*SET TASK*
Identify every line in the records below that contains the word "this", and copy each of those lines.

*STORED DATA*
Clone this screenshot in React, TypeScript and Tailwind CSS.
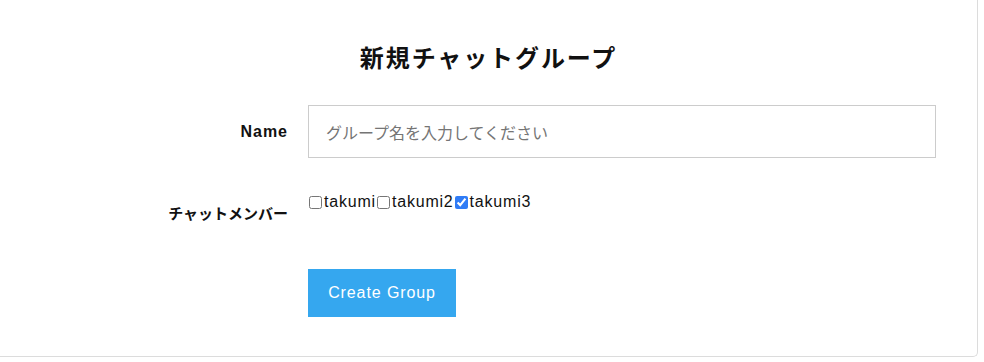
==
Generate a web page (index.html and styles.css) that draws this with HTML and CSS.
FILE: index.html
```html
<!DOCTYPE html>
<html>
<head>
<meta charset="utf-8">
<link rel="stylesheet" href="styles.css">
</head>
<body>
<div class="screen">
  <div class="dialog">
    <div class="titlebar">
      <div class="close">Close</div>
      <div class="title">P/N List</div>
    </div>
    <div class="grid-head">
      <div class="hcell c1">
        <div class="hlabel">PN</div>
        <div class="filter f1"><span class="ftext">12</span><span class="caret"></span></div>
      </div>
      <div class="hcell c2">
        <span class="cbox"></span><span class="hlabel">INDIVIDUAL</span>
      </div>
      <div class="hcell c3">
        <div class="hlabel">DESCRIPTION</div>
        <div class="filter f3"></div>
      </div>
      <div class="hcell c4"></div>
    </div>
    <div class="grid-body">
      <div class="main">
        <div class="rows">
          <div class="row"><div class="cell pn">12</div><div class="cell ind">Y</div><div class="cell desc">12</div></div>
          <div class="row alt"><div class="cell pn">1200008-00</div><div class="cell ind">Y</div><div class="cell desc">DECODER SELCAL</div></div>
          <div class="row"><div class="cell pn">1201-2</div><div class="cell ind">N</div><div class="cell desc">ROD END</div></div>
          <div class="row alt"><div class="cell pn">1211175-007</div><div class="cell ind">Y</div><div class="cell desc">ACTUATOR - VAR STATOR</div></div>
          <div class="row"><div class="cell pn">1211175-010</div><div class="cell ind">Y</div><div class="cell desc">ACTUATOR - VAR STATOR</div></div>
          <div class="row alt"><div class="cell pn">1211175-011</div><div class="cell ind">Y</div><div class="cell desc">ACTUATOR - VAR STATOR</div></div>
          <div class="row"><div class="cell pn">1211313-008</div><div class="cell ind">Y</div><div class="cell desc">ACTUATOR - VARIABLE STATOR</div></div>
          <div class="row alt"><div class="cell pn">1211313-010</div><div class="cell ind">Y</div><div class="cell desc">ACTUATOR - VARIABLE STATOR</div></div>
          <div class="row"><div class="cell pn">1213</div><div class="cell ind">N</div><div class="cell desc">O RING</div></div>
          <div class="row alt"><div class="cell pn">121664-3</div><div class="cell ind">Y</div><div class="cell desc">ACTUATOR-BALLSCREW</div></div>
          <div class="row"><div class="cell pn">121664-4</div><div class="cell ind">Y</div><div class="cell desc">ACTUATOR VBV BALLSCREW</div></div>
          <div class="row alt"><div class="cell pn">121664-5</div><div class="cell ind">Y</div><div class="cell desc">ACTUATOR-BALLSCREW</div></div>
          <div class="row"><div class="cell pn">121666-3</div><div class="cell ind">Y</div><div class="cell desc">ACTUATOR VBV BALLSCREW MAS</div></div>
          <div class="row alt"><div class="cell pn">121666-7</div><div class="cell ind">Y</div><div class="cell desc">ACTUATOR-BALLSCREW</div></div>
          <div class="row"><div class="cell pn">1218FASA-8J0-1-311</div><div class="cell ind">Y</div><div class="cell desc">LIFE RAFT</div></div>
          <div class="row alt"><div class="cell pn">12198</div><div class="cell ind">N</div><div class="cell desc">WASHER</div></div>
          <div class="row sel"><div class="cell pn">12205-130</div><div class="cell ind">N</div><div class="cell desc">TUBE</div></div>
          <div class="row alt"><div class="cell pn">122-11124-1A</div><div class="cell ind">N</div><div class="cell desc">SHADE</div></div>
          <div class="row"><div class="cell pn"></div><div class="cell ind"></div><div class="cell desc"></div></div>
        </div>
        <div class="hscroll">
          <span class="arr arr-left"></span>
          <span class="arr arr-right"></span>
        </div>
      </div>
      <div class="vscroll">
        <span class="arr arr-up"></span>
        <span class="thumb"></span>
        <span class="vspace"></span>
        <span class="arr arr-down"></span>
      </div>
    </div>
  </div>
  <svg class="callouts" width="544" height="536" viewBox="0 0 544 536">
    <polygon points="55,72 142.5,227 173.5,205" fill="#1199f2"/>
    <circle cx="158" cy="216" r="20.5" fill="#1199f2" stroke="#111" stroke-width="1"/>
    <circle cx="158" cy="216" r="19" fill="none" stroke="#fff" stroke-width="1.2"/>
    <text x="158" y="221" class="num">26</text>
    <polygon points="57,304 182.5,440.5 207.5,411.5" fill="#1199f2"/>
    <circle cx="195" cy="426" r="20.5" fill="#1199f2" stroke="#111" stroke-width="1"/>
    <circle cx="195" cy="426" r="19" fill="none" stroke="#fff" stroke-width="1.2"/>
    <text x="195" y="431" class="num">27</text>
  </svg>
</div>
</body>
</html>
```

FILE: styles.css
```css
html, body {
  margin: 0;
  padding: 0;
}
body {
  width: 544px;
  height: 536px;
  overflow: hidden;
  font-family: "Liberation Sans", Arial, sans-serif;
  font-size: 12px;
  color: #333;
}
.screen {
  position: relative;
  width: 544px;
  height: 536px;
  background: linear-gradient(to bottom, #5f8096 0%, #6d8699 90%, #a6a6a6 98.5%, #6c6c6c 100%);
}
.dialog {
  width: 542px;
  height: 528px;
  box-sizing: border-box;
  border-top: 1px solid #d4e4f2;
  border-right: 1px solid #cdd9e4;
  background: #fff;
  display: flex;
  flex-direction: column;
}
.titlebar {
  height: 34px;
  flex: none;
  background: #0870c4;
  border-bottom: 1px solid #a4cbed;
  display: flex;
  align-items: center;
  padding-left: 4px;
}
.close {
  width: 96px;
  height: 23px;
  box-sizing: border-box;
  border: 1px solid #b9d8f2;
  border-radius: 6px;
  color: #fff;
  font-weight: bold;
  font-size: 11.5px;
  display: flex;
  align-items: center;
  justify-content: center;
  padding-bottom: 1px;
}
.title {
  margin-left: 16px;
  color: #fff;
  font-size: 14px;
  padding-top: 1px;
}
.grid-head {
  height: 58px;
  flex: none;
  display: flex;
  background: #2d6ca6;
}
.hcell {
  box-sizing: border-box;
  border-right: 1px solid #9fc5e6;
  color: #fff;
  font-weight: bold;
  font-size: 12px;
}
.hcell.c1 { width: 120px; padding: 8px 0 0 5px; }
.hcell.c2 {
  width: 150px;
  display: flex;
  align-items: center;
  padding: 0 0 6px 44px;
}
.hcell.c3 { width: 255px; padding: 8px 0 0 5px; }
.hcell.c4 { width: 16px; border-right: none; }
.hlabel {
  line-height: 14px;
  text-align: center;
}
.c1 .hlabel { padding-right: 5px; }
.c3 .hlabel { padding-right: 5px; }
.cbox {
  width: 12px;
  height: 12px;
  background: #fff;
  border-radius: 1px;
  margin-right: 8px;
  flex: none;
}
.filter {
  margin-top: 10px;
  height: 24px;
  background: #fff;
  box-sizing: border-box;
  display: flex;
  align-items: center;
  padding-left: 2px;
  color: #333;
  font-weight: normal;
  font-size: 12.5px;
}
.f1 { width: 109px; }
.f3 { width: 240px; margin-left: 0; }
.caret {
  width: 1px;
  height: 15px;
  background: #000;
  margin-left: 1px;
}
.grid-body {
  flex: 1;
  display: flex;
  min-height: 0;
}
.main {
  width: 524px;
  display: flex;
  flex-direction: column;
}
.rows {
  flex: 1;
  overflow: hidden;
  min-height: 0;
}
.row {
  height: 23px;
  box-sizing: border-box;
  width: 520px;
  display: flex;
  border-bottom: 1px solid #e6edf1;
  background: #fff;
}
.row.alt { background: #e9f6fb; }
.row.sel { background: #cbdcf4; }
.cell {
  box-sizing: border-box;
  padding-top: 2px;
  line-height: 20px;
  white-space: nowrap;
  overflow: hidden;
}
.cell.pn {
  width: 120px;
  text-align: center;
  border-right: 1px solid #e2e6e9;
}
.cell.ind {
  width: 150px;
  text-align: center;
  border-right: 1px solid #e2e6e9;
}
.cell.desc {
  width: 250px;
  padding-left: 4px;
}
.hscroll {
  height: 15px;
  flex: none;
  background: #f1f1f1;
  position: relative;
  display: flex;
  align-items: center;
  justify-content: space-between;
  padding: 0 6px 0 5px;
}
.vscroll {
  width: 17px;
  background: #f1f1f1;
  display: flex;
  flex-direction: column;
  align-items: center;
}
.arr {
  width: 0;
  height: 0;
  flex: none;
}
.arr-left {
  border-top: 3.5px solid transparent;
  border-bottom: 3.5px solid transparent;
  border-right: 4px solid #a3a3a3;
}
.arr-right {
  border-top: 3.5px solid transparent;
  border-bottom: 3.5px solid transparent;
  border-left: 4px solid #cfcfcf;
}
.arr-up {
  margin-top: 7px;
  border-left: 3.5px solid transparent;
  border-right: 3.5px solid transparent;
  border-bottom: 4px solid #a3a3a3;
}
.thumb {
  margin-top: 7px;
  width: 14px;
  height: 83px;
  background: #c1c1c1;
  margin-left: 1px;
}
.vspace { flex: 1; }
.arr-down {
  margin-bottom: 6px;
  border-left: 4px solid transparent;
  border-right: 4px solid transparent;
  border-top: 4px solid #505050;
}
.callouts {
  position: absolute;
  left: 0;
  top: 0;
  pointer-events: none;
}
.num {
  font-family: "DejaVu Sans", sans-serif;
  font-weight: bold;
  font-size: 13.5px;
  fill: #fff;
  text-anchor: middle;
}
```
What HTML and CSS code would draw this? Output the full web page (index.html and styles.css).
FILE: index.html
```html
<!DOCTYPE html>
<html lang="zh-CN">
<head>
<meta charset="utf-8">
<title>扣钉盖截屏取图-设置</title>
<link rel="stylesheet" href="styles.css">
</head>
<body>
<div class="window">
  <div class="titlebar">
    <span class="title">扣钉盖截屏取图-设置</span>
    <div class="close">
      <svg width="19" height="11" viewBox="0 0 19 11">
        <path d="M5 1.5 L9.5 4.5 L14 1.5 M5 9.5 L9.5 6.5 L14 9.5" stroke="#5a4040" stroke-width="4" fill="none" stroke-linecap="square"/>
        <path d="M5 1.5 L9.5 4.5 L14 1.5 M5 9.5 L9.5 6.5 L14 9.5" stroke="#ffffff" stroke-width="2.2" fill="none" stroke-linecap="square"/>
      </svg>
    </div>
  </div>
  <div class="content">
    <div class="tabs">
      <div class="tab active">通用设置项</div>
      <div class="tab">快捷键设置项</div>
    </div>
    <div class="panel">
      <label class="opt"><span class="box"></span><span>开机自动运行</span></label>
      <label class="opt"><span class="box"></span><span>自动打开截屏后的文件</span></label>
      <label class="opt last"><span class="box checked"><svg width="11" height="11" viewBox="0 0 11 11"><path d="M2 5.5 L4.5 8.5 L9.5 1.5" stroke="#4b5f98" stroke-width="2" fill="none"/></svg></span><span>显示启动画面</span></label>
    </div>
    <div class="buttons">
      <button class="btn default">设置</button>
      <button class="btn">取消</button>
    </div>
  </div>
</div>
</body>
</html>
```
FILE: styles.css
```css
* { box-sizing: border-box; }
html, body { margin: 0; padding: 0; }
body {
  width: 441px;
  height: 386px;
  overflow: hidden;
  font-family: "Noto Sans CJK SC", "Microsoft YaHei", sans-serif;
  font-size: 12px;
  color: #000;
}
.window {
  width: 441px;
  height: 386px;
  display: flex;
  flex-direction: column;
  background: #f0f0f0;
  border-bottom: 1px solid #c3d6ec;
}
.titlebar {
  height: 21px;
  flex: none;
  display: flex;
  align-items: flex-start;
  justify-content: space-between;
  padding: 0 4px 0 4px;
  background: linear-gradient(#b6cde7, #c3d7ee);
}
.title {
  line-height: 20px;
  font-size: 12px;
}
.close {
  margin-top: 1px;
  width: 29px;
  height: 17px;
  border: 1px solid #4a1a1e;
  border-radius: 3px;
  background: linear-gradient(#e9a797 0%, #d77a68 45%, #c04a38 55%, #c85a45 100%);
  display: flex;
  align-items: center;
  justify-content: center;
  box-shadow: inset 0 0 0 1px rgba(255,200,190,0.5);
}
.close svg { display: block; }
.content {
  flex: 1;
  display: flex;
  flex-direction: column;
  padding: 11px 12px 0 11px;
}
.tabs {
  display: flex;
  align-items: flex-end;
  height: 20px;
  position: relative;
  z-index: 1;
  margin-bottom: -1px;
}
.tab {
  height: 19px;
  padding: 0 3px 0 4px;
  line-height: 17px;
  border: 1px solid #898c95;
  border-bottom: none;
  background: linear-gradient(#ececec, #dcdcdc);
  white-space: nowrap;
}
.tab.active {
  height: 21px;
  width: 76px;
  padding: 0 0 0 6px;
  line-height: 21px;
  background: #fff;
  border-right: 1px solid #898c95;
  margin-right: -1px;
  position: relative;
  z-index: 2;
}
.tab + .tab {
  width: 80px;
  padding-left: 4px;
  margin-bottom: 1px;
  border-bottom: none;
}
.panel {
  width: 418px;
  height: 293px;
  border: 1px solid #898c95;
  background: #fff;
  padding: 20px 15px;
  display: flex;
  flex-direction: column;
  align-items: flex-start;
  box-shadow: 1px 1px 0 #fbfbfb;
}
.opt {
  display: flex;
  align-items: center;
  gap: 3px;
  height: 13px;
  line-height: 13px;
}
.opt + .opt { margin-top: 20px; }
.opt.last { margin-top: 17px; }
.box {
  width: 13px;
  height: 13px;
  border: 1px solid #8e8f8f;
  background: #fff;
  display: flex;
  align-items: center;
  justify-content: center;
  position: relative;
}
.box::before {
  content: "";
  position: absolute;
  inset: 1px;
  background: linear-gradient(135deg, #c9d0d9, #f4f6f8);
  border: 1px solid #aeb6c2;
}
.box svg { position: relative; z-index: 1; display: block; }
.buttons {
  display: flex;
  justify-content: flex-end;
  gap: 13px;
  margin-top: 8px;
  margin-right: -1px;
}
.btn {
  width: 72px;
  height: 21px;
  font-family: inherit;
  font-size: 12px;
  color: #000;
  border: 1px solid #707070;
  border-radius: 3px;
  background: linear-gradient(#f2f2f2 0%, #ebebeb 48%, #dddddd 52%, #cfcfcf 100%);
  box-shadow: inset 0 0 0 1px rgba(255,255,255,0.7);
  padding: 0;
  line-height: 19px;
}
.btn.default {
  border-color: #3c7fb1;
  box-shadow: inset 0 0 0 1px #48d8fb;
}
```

*THE ANSWER*
Clone this screenshot in React, TypeScript and Tailwind CSS.
Generate a web page (index.html and styles.css) that draws this with HTML and CSS.
What HTML and CSS code would draw this? Output the full web page (index.html and styles.css).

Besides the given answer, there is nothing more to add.